Task to carry out: Gather, from the data below, each line in which the word "Output" occurs.

^^^^^^^^^^^^^^^^

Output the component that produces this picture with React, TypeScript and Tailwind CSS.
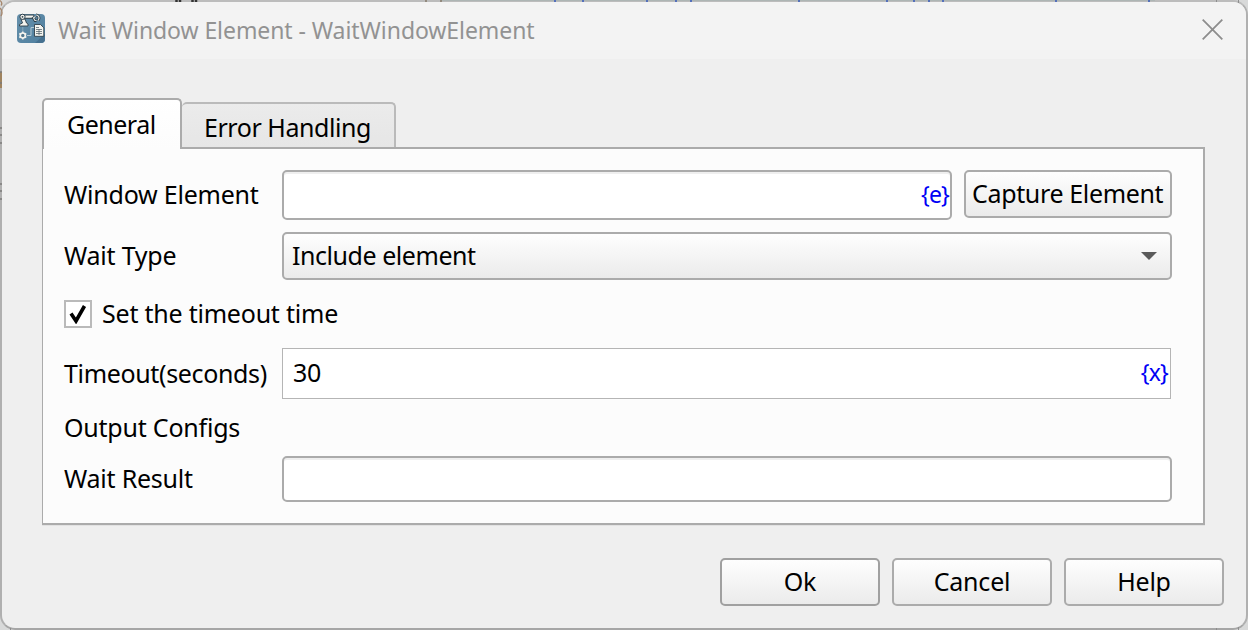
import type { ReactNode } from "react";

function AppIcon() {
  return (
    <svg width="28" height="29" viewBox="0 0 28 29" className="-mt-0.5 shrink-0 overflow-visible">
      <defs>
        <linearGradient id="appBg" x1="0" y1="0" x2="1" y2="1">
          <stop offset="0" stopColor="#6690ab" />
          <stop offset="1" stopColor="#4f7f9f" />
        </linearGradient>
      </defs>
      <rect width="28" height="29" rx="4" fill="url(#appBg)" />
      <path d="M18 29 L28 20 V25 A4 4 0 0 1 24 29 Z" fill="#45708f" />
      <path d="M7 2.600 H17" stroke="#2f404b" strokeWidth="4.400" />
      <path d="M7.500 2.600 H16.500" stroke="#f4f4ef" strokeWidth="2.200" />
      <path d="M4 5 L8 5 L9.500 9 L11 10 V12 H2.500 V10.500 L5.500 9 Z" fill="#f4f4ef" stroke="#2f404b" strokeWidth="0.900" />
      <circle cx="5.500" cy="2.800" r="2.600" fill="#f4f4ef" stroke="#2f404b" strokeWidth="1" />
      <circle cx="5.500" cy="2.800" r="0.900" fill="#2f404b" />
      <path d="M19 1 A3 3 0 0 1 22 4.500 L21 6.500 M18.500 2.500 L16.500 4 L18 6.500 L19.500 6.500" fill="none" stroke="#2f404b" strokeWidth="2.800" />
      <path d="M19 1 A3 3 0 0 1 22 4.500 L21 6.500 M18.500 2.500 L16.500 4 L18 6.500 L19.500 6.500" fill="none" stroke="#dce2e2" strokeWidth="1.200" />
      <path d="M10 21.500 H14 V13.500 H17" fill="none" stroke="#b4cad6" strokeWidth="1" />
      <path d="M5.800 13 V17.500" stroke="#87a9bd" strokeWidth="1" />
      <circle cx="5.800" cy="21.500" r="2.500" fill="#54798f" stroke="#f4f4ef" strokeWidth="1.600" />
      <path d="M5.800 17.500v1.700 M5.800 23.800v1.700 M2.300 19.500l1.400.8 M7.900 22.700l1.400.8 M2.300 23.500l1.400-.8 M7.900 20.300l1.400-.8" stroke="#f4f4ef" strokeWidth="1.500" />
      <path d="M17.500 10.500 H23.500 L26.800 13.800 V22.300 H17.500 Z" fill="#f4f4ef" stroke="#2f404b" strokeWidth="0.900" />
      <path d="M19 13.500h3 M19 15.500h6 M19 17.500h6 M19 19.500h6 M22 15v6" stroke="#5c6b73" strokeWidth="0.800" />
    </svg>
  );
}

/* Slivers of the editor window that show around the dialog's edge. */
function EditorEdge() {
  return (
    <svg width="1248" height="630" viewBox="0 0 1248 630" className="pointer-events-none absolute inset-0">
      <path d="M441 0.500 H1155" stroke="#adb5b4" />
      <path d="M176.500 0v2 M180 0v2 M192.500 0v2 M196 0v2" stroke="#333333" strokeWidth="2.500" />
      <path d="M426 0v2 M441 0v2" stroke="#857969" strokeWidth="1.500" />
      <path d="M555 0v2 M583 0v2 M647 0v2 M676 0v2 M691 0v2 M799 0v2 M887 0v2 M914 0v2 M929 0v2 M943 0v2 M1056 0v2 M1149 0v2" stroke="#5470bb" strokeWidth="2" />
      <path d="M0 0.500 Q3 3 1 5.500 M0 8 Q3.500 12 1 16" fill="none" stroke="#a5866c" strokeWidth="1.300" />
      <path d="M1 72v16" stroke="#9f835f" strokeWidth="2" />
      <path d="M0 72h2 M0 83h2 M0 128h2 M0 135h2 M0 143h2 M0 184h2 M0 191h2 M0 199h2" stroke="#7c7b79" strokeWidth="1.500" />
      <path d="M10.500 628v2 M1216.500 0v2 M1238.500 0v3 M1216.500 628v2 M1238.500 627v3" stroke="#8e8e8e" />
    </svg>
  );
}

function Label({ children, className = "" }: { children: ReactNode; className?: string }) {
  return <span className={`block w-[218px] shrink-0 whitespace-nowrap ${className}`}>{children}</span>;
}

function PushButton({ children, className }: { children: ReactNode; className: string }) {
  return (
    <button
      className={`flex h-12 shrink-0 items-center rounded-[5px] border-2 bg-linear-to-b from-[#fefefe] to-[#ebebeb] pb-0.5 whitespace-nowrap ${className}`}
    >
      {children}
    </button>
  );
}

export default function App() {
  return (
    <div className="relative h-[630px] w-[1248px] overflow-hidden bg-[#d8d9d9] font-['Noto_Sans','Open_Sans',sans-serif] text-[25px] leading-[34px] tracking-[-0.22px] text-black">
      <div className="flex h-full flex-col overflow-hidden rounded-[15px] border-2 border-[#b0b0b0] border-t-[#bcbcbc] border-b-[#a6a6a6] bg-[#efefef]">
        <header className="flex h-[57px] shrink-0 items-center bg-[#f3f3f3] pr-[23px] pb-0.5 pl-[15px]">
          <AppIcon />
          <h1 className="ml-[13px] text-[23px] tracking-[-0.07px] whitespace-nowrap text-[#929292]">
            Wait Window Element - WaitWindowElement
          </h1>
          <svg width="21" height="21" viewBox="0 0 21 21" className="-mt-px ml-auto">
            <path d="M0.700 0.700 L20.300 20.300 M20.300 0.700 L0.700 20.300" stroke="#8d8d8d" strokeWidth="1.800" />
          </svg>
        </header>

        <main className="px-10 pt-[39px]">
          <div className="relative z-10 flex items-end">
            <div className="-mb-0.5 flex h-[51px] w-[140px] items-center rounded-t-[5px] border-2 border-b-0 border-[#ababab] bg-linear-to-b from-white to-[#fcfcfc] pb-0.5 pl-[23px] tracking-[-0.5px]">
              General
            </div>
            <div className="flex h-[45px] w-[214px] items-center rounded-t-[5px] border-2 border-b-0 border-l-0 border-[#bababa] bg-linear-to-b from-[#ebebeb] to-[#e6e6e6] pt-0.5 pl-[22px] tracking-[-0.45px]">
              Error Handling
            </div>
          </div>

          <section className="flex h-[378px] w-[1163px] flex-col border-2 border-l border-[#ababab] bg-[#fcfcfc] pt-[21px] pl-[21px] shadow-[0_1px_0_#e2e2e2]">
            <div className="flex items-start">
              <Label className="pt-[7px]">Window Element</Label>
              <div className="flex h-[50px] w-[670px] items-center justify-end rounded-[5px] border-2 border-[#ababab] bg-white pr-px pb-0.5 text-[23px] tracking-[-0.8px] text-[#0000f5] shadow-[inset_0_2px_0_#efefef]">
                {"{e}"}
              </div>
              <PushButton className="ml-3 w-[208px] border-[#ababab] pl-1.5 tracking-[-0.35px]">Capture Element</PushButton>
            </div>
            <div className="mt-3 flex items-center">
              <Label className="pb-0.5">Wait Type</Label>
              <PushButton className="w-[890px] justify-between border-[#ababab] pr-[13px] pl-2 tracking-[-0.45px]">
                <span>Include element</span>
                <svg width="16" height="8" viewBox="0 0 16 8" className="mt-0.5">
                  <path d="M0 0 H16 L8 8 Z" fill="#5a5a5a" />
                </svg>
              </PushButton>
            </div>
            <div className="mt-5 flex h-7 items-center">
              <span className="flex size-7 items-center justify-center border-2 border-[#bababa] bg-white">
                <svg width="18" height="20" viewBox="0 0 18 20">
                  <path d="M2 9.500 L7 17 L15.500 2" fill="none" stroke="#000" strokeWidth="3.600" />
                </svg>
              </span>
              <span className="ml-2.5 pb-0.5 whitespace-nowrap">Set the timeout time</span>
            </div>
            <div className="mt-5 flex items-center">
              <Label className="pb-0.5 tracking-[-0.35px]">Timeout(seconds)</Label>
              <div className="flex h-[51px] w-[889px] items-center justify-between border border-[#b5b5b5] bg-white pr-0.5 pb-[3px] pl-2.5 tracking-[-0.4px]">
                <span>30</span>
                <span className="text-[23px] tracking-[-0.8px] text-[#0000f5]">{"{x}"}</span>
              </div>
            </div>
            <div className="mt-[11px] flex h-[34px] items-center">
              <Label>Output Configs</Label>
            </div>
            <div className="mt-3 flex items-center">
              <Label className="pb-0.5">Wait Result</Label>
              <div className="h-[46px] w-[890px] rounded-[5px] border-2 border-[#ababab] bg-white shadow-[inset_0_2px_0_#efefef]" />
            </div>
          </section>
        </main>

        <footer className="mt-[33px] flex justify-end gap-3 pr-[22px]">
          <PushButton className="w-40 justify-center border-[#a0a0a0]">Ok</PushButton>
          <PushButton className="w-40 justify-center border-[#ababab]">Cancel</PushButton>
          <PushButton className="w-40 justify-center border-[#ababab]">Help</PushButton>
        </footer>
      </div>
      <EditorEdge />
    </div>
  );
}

^^^^^^^^^^^^^^^^

In response:
Output the component that produces this picture with React, TypeScript and Tailwind CSS.
              <Label>Output Configs</Label>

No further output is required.